Set exercise: Print the material below exactly as it stands, please, from its first line to the line holding "import React from 'react';", with no pictures.

Collected material:

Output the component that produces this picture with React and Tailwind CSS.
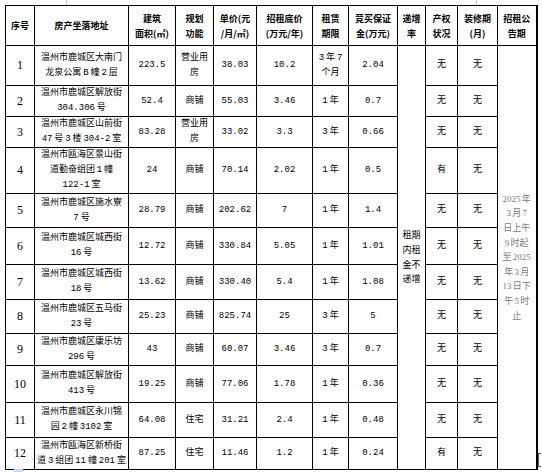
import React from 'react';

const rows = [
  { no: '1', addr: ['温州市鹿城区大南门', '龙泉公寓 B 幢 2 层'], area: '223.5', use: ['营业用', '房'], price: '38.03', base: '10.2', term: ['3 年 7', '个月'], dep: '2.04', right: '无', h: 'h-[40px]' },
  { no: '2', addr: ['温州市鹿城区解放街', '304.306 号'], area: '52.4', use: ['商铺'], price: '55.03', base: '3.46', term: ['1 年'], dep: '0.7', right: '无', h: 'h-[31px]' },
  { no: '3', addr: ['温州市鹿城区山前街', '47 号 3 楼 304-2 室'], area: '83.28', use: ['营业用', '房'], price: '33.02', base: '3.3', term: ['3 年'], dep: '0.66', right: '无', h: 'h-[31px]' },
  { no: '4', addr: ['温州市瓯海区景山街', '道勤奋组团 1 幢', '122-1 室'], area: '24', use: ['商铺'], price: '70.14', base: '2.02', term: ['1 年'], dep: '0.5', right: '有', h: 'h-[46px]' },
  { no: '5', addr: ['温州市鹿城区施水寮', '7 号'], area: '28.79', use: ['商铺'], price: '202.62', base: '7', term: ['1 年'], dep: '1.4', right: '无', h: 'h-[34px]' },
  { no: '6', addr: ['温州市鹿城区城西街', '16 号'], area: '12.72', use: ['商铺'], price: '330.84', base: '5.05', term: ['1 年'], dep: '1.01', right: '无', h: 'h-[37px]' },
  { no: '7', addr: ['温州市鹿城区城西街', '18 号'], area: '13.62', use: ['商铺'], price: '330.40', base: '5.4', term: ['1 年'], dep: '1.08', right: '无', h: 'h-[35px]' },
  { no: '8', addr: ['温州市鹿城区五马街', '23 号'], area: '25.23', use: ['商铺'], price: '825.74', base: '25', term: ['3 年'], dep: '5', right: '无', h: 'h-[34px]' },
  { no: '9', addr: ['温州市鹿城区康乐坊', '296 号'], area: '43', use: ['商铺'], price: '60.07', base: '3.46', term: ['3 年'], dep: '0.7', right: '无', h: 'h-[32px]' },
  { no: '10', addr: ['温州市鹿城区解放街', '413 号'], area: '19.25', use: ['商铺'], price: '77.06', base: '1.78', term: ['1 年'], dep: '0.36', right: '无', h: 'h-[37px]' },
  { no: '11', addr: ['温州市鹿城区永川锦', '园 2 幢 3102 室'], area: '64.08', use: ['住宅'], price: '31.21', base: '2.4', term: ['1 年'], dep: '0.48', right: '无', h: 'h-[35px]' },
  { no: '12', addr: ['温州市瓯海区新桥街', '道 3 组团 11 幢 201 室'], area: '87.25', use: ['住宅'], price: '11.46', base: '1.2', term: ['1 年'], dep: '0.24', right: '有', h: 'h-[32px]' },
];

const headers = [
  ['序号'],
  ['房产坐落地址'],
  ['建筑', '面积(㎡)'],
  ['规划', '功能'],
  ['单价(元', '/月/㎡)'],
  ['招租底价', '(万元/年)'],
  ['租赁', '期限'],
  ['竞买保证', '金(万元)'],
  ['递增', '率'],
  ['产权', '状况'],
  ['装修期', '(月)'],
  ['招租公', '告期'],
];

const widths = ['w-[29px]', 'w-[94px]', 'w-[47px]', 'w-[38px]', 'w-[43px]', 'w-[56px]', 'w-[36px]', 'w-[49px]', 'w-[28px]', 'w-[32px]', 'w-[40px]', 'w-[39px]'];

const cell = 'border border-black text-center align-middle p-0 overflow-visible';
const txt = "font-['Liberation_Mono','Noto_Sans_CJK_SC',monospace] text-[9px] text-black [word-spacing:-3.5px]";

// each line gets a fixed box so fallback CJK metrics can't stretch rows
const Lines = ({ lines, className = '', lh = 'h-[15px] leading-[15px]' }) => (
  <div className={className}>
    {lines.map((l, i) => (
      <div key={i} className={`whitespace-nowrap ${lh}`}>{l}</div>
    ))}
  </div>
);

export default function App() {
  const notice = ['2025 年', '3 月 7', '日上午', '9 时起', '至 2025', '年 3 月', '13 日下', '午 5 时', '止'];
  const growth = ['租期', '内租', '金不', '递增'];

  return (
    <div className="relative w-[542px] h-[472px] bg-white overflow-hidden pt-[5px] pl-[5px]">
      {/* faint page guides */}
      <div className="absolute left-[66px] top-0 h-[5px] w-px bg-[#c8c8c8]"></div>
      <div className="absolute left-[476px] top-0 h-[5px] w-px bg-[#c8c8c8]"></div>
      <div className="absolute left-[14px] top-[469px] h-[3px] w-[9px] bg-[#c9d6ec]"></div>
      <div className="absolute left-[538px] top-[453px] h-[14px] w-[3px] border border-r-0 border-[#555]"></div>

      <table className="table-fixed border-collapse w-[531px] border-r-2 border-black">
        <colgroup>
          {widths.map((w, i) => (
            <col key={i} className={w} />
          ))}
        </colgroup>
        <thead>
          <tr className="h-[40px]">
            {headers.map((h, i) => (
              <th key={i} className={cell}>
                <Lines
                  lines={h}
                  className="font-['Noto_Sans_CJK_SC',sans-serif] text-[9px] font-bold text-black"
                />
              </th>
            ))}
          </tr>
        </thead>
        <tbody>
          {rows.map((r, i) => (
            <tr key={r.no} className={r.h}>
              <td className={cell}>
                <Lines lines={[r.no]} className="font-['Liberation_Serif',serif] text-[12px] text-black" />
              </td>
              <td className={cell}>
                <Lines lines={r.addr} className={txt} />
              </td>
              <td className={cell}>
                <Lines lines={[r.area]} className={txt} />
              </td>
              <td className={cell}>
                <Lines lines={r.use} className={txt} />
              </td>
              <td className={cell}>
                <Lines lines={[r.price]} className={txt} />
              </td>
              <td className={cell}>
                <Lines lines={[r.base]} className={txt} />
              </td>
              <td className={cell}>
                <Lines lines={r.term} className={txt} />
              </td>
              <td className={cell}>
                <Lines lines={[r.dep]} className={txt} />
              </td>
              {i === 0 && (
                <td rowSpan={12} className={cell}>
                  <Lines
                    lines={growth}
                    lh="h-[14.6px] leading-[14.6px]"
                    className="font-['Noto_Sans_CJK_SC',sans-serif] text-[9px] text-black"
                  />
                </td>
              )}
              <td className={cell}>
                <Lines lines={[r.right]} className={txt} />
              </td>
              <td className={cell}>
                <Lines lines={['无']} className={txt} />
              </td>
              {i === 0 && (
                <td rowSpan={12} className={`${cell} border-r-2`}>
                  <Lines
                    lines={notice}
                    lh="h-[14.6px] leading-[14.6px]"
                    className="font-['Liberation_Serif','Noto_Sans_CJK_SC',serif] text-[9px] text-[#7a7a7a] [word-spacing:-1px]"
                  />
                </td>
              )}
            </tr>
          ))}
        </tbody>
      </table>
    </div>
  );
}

Answer in full:
Output the component that produces this picture with React and Tailwind CSS.
import React from 'react';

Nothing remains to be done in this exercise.